Émissions de carbone liées à la combustion des énergies fossiles. La courbe noire en gras correspond à la réalité observée et les autres aux différents scénarios du GIEC (A1F1, A1B, A1T et B2, A2, B1).
© Global Carbon Project (GCP)
En étudiant les changements escomptés du Produit intérieur brut (PIB), l’équipe s’attend à ce que les émissions pour 2009 redescendent au niveau des taux de 2007 avant d’augmenter de plus belle en 2011.
Quelle est donc la cause de cette augmentation ?
Le responsable principal est le charbon, qui a devancé le pétrole comme premier combustible fossile. Le charbon est responsable de 40% des émissions de CO2 provenant des combustibles fossiles en 2008, contre 37% pour la période de 1990 à 2000. À l’opposé, la contribution du pétrole dans le total des émissions de CO2 de combustibles fossiles est tombée de 41% dans les années 1990 à 36% pour 2008.

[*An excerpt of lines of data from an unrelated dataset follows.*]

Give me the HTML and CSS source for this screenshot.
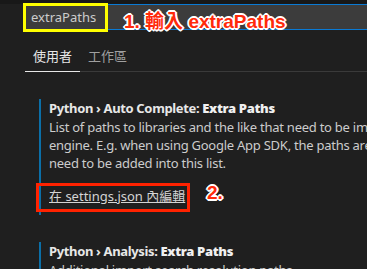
FILE: index.html
```html
<!DOCTYPE html>
<html lang="zh-Hant">
<head>
    <meta charset="UTF-8">
    <meta name="viewport" content="width=device-width, initial-scale=1.0">
    <title>設定</title>
    <link rel="stylesheet" href="styles.css">
</head>
<body>
    <div class="strip"></div>

    <div class="search">
        <span class="search-text">extraPaths</span>
        <div class="mark-yellow"></div>
        <div class="note note-one">1. 輸入 extraPaths</div>
    </div>

    <div class="tabs">
        <div class="tab active">使用者</div>
        <div class="tab">工作區</div>
    </div>

    <div class="setting focused">
        <div class="setting-title">Python › Auto Complete: <b>Extra Paths</b></div>
        <div class="setting-desc">
            <div class="line">List of paths to libraries and the like that need to be imported by the auto complete</div>
            <div class="line">engine. E.g. when using Google App SDK, the paths are not in system path, hence</div>
            <div class="line">need to be added into this list.</div>
        </div>
        <div class="link-row">
            <a class="edit-link" href="#">在 settings.json 內編輯</a>
            <div class="mark-red"></div>
            <div class="note note-two">2.</div>
        </div>
    </div>

    <div class="setting">
        <div class="setting-title">Python › Analysis: <b>Extra Paths</b></div>
        <div class="setting-desc">
            <div class="line">Additional import search resolution paths</div>
        </div>
    </div>
</body>
</html>
```

FILE: styles.css
```css
* {
    margin: 0;
    padding: 0;
    box-sizing: border-box;
}

body {
    font-family: "Noto Sans", "Noto Sans CJK TC", sans-serif;
    font-size: 13px;
    background-color: #1f1f1f;
    color: #cccccc;
    overflow: hidden;
}

.strip {
    height: 4px;
    background-color: #181818;
}

.search {
    position: relative;
    margin-left: 25px;
    height: 26px;
    background-color: #3c3c3c;
    border-top: 1px solid #0a7ad4;
    border-bottom: 1px solid #0a7ad4;
    border-left: 1px solid #0a7ad4;
    padding-left: 5px;
}

.search-text {
    line-height: 24px;
    color: #cccccc;
}

.mark-yellow {
    position: absolute;
    left: -3px;
    top: -2px;
    width: 85px;
    height: 29px;
    border: 3px solid #ffff00;
}

.note {
    position: absolute;
    font-family: "Liberation Sans", "Noto Sans CJK TC", sans-serif;
    font-weight: bold;
    font-size: 19px;
    color: #ff2a0a;
    white-space: nowrap;
    text-shadow: 1px 0 #fff, -1px 0 #fff, 0 1px #fff, 0 -1px #fff,
        1px 1px #fff, -1px -1px #fff, 1px -1px #fff, -1px 1px #fff,
        2px 0 #fff, -2px 0 #fff, 0 2px #fff, 0 -2px #fff;
}

.note-one {
    left: 98px;
    top: 1px;
}

.tabs {
    display: flex;
    margin-left: 25px;
    border-bottom: 1px solid #3a3a3a;
}

.tab {
    padding: 16px 8px 5px;
    line-height: 20px;
    color: #a0a0a0;
    font-family: "Noto Sans CJK TC", sans-serif;
    border-bottom: 1px solid transparent;
    margin-bottom: -1px;
}

.tab.active {
    color: #e7e7e7;
    border-bottom-color: #e7e7e7;
}

.setting {
    margin-left: 39px;
    margin-top: 27px;
    border-left: 2px solid transparent;
    padding: 0 0 10px 8px;
    border-left-color: #0b6fa8;
}

.setting-title {
    font-weight: bold;
    line-height: 18px;
    letter-spacing: -0.35px;
    color: #e7e7e7;
    white-space: nowrap;
}

.setting-title b {
    color: #f0f0f0;
}

.setting-desc {
    margin-top: 1px;
}

.line {
    line-height: 18px;
    letter-spacing: -0.25px;
    white-space: nowrap;
}

.link-row {
    position: relative;
    margin-top: 15px;
}

.edit-link {
    line-height: 18px;
    color: #d4d4d4;
    text-decoration: underline;
    white-space: nowrap;
}

.mark-red {
    position: absolute;
    left: -13px;
    top: -4px;
    width: 154px;
    height: 29px;
    border: 3px solid #ff2200;
}

.note-two {
    left: 158px;
    top: -5px;
}
```
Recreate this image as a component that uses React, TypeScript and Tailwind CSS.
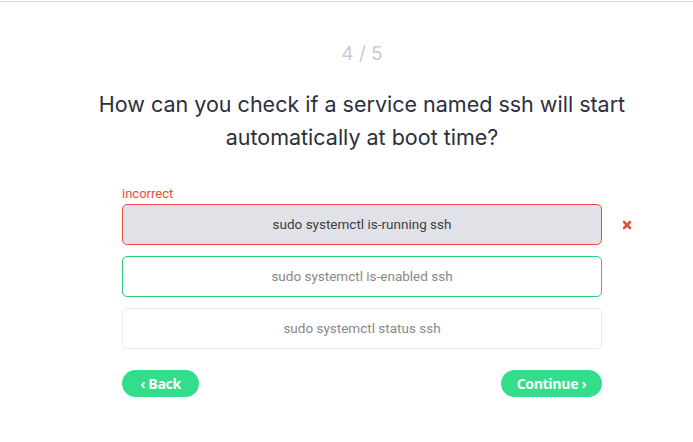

Alors que les émissions des pays développés restaient relativement stables au cours des dernières années, les émissions des pays en développement ont augmenté brusquement. Néanmoins, près d’un quart de l’augmentation des émissions provenant des pays en développement est due à la production de biens et services destinés aux pays développés. Ainsi, en Chine, 50 % de la croissance des émissions entre 2002 et 2005 correspond à la production de produits pour l’exportation.
En outre, alors que les pays en développement hébergent près de 80% de la population mondiale, ils n’ont été responsables que de 20% de la totalité du CO2 émis depuis 1751.
Les émissions provenant de l’exploitation des sols tels que la déforestation et les feux de forêts ont peu changé au cours de la dernière décennie. Suite à l’augmentation des émissions provenant des combustibles fossiles, la proportion des émissions de CO2 libérées par l’exploitation des sols a diminué ces dernières années : en 2008, elle ne représentait que 12% du total des émissions de CO2.
De 1959 à 2008, les puits naturels de carbone ont absorbé en moyenne 57% des émissions de CO2 d’origine anthropique chaque année. Toutefois, des preuves confirment que l’efficacité de ces puits diminue ; il y a 50 ans, ils absorbaient 60% de nos émissions, ces dernières années, ils sont à environ 55%.
Les modèles informatiques suggèrent que cet affaiblissement des puits de carbone serait une conséquence du changement climatique. Pourtant, davantage de travaux sont nécessaires afin de mieux déterminer où va le carbone et quelles sont les causes du changement de l’efficacité des puits de carbone.
« La seule manière de maîtriser le changement climatique est de réduire sérieusement les émissions de CO2 mondiales », commente l’auteur principal de l’étude, le professeur Corinne Le Quéré de l’université d’East Anglia au Royaume-Uni et du Groupe d’études britanniques de l’Antarctique. « Les puits de carbone terrestres sont complexes et notre compréhension est encore incomplète, notamment pour relier les émissions de CO2 d’origine anthropique avec le taux de CO2 atmosphérique sur une base annuelle. Il reste que si nous réduisons nos incertitudes sur les puits de carbone, nos données pourraient être utilisées pour vérifier l’efficacité des politiques de gestion des changements climatiques. »
Entre-temps, les chercheurs concluent en insistant sur le fait que « la réduction durable des émissions après la crise économique passe par la restructuration de l’utilisation énergétique primaire afin de découpler les émissions de CO2 et le PIB ».
Les scientifiques du projet CARBOOCEAN ont récemment appelé à l’élaboration de cibles plus ambitieuse de réduction de dioxyde de carbones.